Even far away from the Gulf coast, Katrina's impact has been felt, but in a positive way.
"Katrina was, no pun intended, a watershed event," says Col. Neil Currie, the Washington National Guard communications director. "Since Katrina, within the state of Washington, we've had a large amount of new equipment start flowing our way."
That's true elsewhere, as well, for both the military and civilian sides of coin. Mobile cell telephone towers that can be set up in minutes to replace inoperative ones are standard issue in the civilian world of emergency management.
The state police in Louisiana have replaced the limited band width of the 800 Mhz radio system that failed. They now have a more capable 700 Mhz system, Johnson says, with a lot more capacity that is less likely to overload.
"We have also bought a lot more tactical small handheld radios," he says, referring to the Guard.
The Louisiana Guard is one of several states now using an Interoperable Communications Extensions System (ICE-S). Johnson says the Guard has about 24 of the systems around the country.
The ICE-S allows for continued cell phone communications if the normal service has been knocked out. It uses Blackberry devices and broadband frequencies to provide a limited number of people with the ability to make and receive calls.
Currie says the Washington Guard has an ICE-S, also.
"There are about 100 phones with it. You hand them out to key people," he says.
But one major communications system continues to fall short in numbers.
The Army Guard is still trying to acquire a sufficient number of the Single Channel Ground and Air Radio Systems (SINCGARS), which have a price tag of $17,000.

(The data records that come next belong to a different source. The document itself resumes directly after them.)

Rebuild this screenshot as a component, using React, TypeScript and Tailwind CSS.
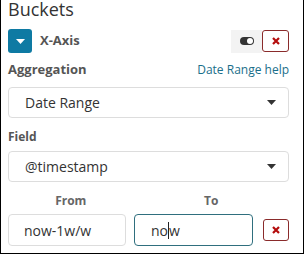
import { useState } from 'react';

function Caret({ className = '' }: { className?: string }) {
  return (
    <svg width="9" height="5" viewBox="0 0 9 5" className={className}>
      <path d="M0 0h9L4.5 5z" fill="currentColor" />
    </svg>
  );
}

function CloseButton({ small = false }: { small?: boolean }) {
  return (
    <button
      className={`flex items-center justify-center rounded-[3px] border border-[#8a2b2b] bg-white text-[#b40d0d] ${
        small ? 'w-[26px] h-[22px]' : 'w-[27px] h-[22px]'
      }`}
    >
      <svg width="8" height="8" viewBox="0 0 8 8">
        <path d="M1 1l6 6M7 1L1 7" stroke="currentColor" strokeWidth="2.2" />
      </svg>
    </button>
  );
}

export default function App() {
  const [from, setFrom] = useState('now-1w/w');

  return (
    <div
      className="w-[304px] h-[254px] bg-white border-l border-r border-b border-black overflow-hidden text-[#444]"
      style={{ fontFamily: '"Open Sans", "Noto Sans", sans-serif' }}
    >
      <div className="pl-[7px] pr-[14px]">
        <div className="text-[18px] leading-[22px] text-[#333] -mt-[2px]">Buckets</div>

        <div className="flex items-center mt-[9px] h-[24px]">
          <button className="w-[24px] h-[24px] rounded-[3px] bg-[#0e7aa3] text-white flex items-center justify-center">
            <Caret />
          </button>
          <span className="ml-[8px] text-[13px] font-bold text-[#555]">X-Axis</span>
          <div className="ml-auto flex items-center">
            <div className="w-[31px] h-[23px] bg-[#f3f3f3] flex items-center justify-center">
              <svg width="14" height="8" viewBox="0 0 14 8">
                <rect x="0" y="0" width="14" height="8" rx="4" fill="#333" />
                <circle cx="10" cy="4" r="3" fill="#fff" />
              </svg>
            </div>
            <CloseButton />
          </div>
        </div>

        <div className="flex items-center justify-between mt-[7px] h-[20px]">
          <span className="text-[13px] font-bold text-[#555]">Aggregation</span>
          <a className="text-[12px] text-[#1a6f8a]">Date Range help</a>
        </div>

        <div className="mt-[7px] h-[31px] rounded-[4px] border border-[#ddd] flex items-center pl-[16px] pr-[12px] text-[14px] text-[#333]">
          <span>Date Range</span>
          <Caret className="ml-auto text-[#333]" />
        </div>

        <div className="mt-[9px] h-[20px] flex items-center text-[12px] font-bold text-[#555]">Field</div>

        <div className="mt-[4px] h-[31px] rounded-[4px] border border-[#ddd] flex items-center pl-[16px] pr-[12px] text-[14px] text-[#333]">
          <span>@timestamp</span>
          <Caret className="ml-auto text-[#333]" />
        </div>

        <div className="flex mt-[9px] h-[20px] items-center text-[12px] font-bold text-[#666]">
          <div className="w-[126px] text-center">From</div>
          <div className="w-[156px] text-center">To</div>
        </div>

        <div className="flex items-center mt-[3px]">
          <input
            value={from}
            onChange={(e) => setFrom(e.target.value)}
            className="w-[118px] h-[32px] rounded-[4px] border border-[#ddd] pl-[15px] text-[14px] text-[#333] outline-none"
          />
          <div className="ml-[8px] w-[119px] h-[32px] rounded-[4px] border border-[#2f6f7e] pl-[16px] flex items-center text-[14px] text-[#333]">
            <span>no</span>
            <span className="w-px h-[17px] bg-[#222]" />
            <span>w</span>
          </div>
          <div className="ml-auto">
            <CloseButton small />
          </div>
        </div>
      </div>
    </div>
  );
}
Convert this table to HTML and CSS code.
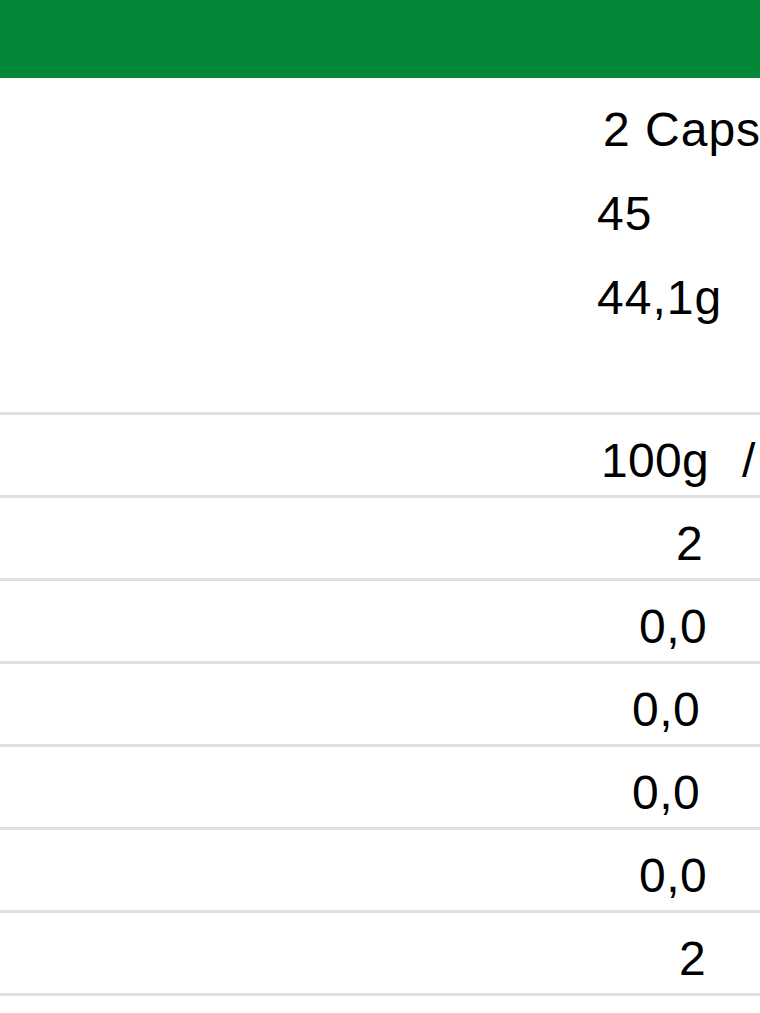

An NGB document shows the Guard needs 93,843 SINCGARS radio to meet Fiscal Year 2013 Modified Table of Organization and Equipment requirements.
Currently, it has on hand 52,148 and an additional 16,378 "acceptable" substitutes.
The radios are the Army's primary means of tactical communications. Built for use in combat, SINCGARS can operate among more than 2,300 channels and have countermeasures built in to prevent the enemy from eavesdropping on conversations.
But when the lights went out on communications in New Orleans after the hurricane, it demonstrated how the shortage of SINCGARS can have an impact on the homeland mission of the Guard, as well.
Active-component units had them; the Guard, for the most part, didn't. That meant units in the most technological advanced land force in history were reduced to communication via hand signals and runners.
To fully fund the SINCGARS requirement, the Army Guard would need $345.3 million.
Back at NGB, McNeill explains that the JISCC effort predates Hurricane Katrina. Events on Sept. 11, 2001, triggered the push. Communications between agencies was difficult if not nonexistent during that sad and chaotic day.
"Post 9/11, we realized that there was an interoperability gap for the National Guard to talk to civilian first responders," McNeill says. "In today's environment, if you're not interoperable, you're irrelevant in the homeland."
It isn't needed in the "go to war" world overseas, but the homeland needed that capability, he says. His office surveyed states and found gaps that needed filling.
Although the interoperability effort was underway when Katrina arrived, McNeill says, it was that hurricane's power and destruction that opened the eyes of a Congress that had been reluctant to fund the gear.
"Post-Katrina, they got it," he says.
An additional $55 million was put in the supplemental budget for interoperable communications gear in 2005, soon after the hurricane's fury had passed. But lawmakers also told the Guard to get the equipment to the states most affected by hurricanes before the next storm season in early summer 2006.
McNeill says the JISCC is built from "commercial-off-the-shelf stuff." Nothing had to be invented. It was simply a matter of gathering the right gear and packaging it into a transportable and workable unit.
It is a larger version, he says, of the communications package used by the civil support teams. But this package is built for the joint task force commander.
Before the 2006 hurricane season rolled around, he says, the Guard had put eight JISCC units in the hurricane states and had two in reserve as fly-away kits.
Currie says the state of Washington has even deployed its JISCC unit to a nearby state and calls it "a pretty powerful package."
McNeill says that the enthusiasm for the unit is as great across the National Guard as it is in his office.
"The [adjutant generals] want more of these," he says.